There’s one receiver flying under the radar in a loaded rookie Wide Receiver (WR) class. He played for the Alabama Crimson Tide and was one of the best receivers in college football. No, I’m not referring to Heisman winner WR Devonta Smith. Instead, I’m talking about his teammate, Jaylen Waddle. In this article, we will be breaking Waddle’s film and discussing why he should be one of the first receivers off the board in your rookie drafts.
Waddle committed to Alabama in 2018 as a four-star prospect and the #5 WR in his class. He also ranked as the 39th player nationally in his class, according to 247sports.
When Waddle finished his college career earlier this year, he finished with 1,999 receiving yards and 17 touchdowns (TD). However, what made Waddle special was his ability in the return game. He finished his career with a total of 947 return yards and three TDs.
While these stats do not immediately jump off the screen, it is important to note that he was receiving limited snaps until 2020. With 2020 set to be his breakout season, he suffered an ankle injury on the opening kickoff against Tennessee. The news came only four games into his junior season.
Before the injury, Waddle was on his way to a statement season. He boasted a 34.38% dominator rating, according to thecuttffb, which is a WRs percentage of total offensive production. For context, Player Profiler illustrates that a dominator rating of 35% or more “indicates that a wide receiver has the potential to be a team’s No. 1 WR and/or a high caliber contributor.” Now, let’s dive into what makes Waddle such a great prospect.
Waddle might be the fastest receiver in this 2021 rookie class, with some analysts predicting a sub 4.3 40 yard dash time. Check out this film below of Waddle showing off his speed to get to the edge on an end-around run.
Here’s a clip of Waddle showing off his blazing speed. Focus on how he takes the top off the defense and takes the reception to the house.
Waddle is far from just a speed guy. One of the things that immediately pops about Waddle’s game is his ability to create separation. Although his ability to generate separation is mostly due to speed, he has the twitchy ability to throw defenders off balance.
Waddle also uses his quick feet to get defenders off-balance. That twitchy ability and quick feet allow him to run a diverse route tree. Below is a clip of him utilizing his twitchy ability and quick feet to gain separation:
Another thing that stands out to me regarding Waddle is his hands. Waddle led his team in catch percentage in the four games he played while having only having a 3% drop percentage in his limited sample size in 2020.
One of the most important aspects of a receiver’s game is his ability to catch the ball, and Waddle does that at an exceptional level. Take a look at this clip of Waddle showing off his ability to elevate and get the ball at its highest point.
Take a look at another clip where Waddle comes back to the ball and makes an excellent contested catch.
Return Game Ability
One of the things that I look for in my receivers is how they are utilized in the return game.

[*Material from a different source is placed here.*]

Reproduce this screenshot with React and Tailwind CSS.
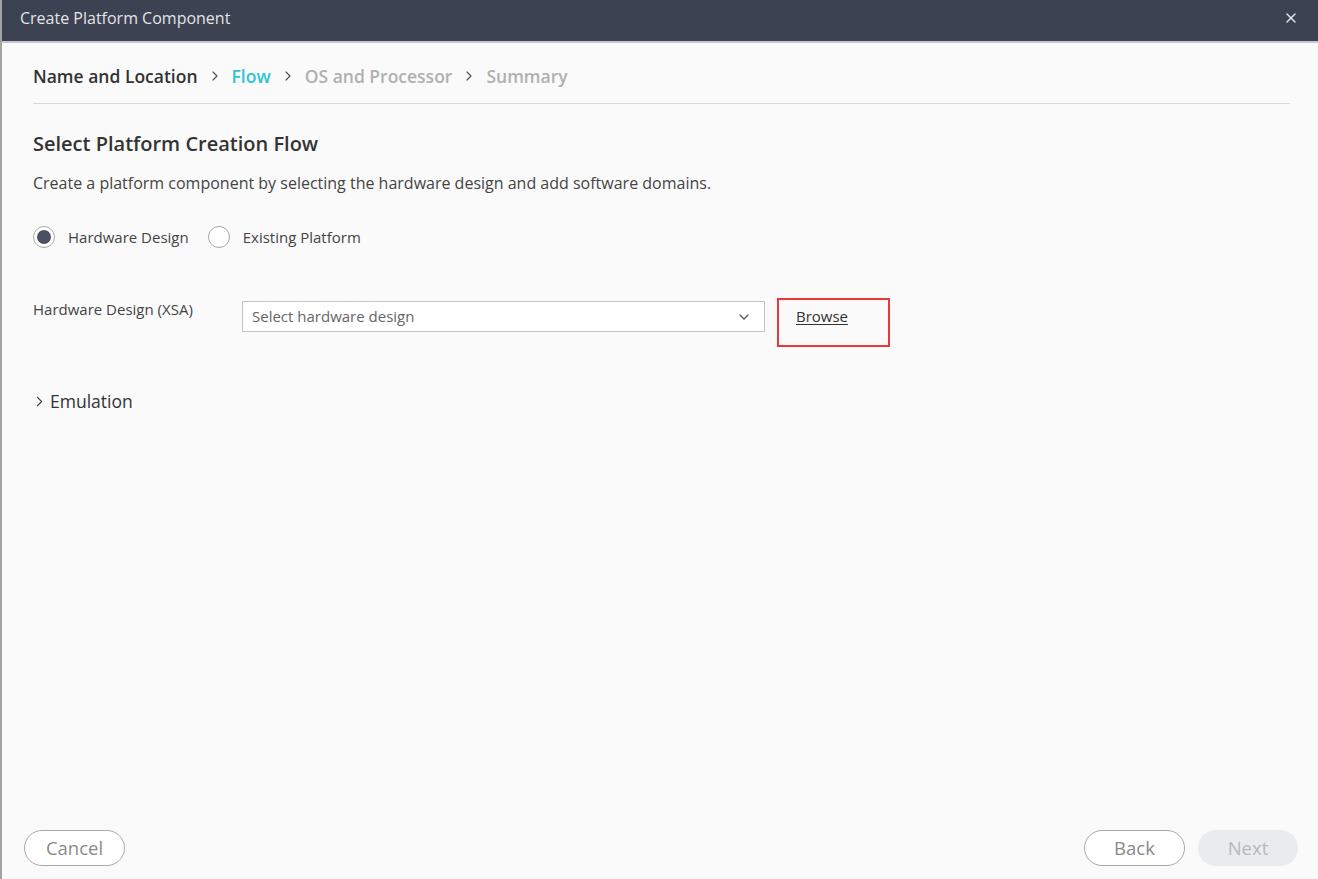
import { ChevronRight, ChevronDown, X } from 'lucide-react';

const font = { fontFamily: '"Open Sans", "Noto Sans", sans-serif' };

function Crumb({ label, state }) {
  const color =
    state === 'done' ? 'text-[#333] font-semibold' : state === 'active' ? 'text-[#2fc4d2] font-semibold' : 'text-[#b0b0b0] font-semibold';
  return <span className={`text-[17.5px] leading-6 ${color}`}>{label}</span>;
}

function Sep() {
  return <ChevronRight size={16} strokeWidth={1.8} className="text-[#555] mx-[9px]" />;
}

function Radio({ label, checked }) {
  return (
    <label className="flex items-center gap-[13px] cursor-pointer">
      <span className="w-[22px] h-[22px] rounded-full border-[1.5px] border-[#a8a8a8] bg-white flex items-center justify-center">
        {checked && <span className="w-[14px] h-[14px] rounded-full bg-[#4b5163]"></span>}
      </span>
      <span className="text-[15px] leading-6 text-[#444]">{label}</span>
    </label>
  );
}

export default function App() {
  return (
    <div style={font} className="w-full h-[879px] flex flex-col bg-[#fafafa] border-l-2 border-[#a3a3a3]">
      {/* Title bar */}
      <div className="h-[43px] shrink-0 bg-[#3c4252] border-b-2 border-[#c3c7d1] flex items-center justify-between pl-[18px] pr-[19px] pb-[5px]">
        <span className="text-[16px] text-[#e4e4e4]">Create Platform Component</span>
        <X size={16} strokeWidth={2} className="text-[#e8e8e8]" />
      </div>

      <div className="flex-1 flex flex-col pl-[31px] pr-[28px] pt-[21px]">
        {/* Steps */}
        <div className="flex items-center pb-[15px] border-b border-[#d6dae0]">
          <Crumb label="Name and Location" state="done" />
          <Sep />
          <Crumb label="Flow" state="active" />
          <Sep />
          <Crumb label="OS and Processor" />
          <Sep />
          <Crumb label="Summary" />
        </div>

        <h2 className="mt-[27px] text-[20px] leading-[26px] font-semibold text-[#333]">Select Platform Creation Flow</h2>
        <p className="mt-[15px] text-[16px] leading-[22px] text-[#444]">
          Create a platform component by selecting the hardware design and add software domains.
        </p>

        <div className="mt-[31px] flex items-center gap-[19px]">
          <Radio label="Hardware Design" checked />
          <Radio label="Existing Platform" />
        </div>

        <div className="mt-[49px] flex items-start">
          <label className="w-[209px] pt-[1px] text-[15px] leading-5 text-[#444]">Hardware Design (XSA)</label>
          <div className="mt-[3px] w-[523px] h-[31px] border border-[#c4c4c4] bg-white flex items-center justify-between pl-[9px] pr-[12px]">
            <span className="text-[15px] text-[#666]">Select hardware design</span>
            <ChevronDown size={16} strokeWidth={1.8} className="text-[#555]" />
          </div>
          <div className="ml-[12px] w-[113px] h-[49px] border-2 border-[#e8383b] pl-[17px] pt-[4px]">
            <span className="text-[15px] leading-5 text-[#333] underline underline-offset-2">Browse</span>
          </div>
        </div>

        <div className="mt-[42px] flex items-center gap-[2px] -ml-[2px]">
          <ChevronRight size={17} strokeWidth={1.5} className="text-[#444]" />
          <span className="text-[17.5px] leading-6 text-[#333]">Emulation</span>
        </div>

        <div className="mt-auto -ml-[9px] -mr-[8px] pb-[13px] flex items-center">
          <button className="w-[101px] h-[36px] rounded-full border-[1.5px] border-[#a9a9a9] text-[18.5px] text-[#8a8a8a] bg-white">
            Cancel
          </button>
          <div className="ml-auto flex items-center gap-[13px]">
            <button className="w-[101px] h-[36px] rounded-full border-[1.5px] border-[#a9a9a9] text-[18.5px] text-[#8a8a8a] bg-white">
              Back
            </button>
            <button className="w-[100px] h-[36px] rounded-full bg-[#e9ecef] text-[18.5px] text-[#b5b9be]">
              Next
            </button>
          </div>
        </div>
      </div>
    </div>
  );
}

If they show the ability to be elusive and explosive in open space, they have a clear path to early opportunities. This comes in the form of special teams, ala Tyreek Hill, early in his career.
Waddle always shows this innate ability to be explosive in the return game. Take a look at this clip below of Waddle breaking an early tackle, hitting the edge with his speed, and then making a house call. It’s plays like this that showcase his ability to make plays in the return game.
One would be hard-pressed to find any weaknesses in Waddle’s film. With that said, he still has to deal with the ankle injury mentioned above. Waddle’s recovery will be crucial to his NFL Draft stock and your rookie drafts.
Waddle doesn’t have a real “breakout” WR1 season on his resume in college because of the injury. However, I firmly believe that Waddle’s talent speaks for itself. He’ll be one of the first receivers off the board in the 2021 NFL Draft.
It doesn’t take much of a dive into Waddle’s film to know that he is a unique talent. He might be the fastest receiver in this draft, but that’s not his only skill. He also runs a diverse route tree, has secure hands, and has the elusiveness and explosiveness needed to become a threat at the next level.
Many have tried to make comps to Kansas City Chiefs WR Tyreek Hill in past rookie draft classes, but the comparisons always seemed off. However, if there is a receiver that I believe profiles the most to Hill, it’s Waddle.
If he were to land on a team like the Miami Dolphins or the Los Angeles Chargers, the sky is the limit for Waddle. That allows him to build with a young quarterback that can air the ball out. I anticipate him going off the board on day one of the NFL Draft. In your rookie drafts, he’ll be going in the middle of the first round. If you grab a few shares of Waddle in your upcoming rookie drafts, you’ll reap the rewards for years.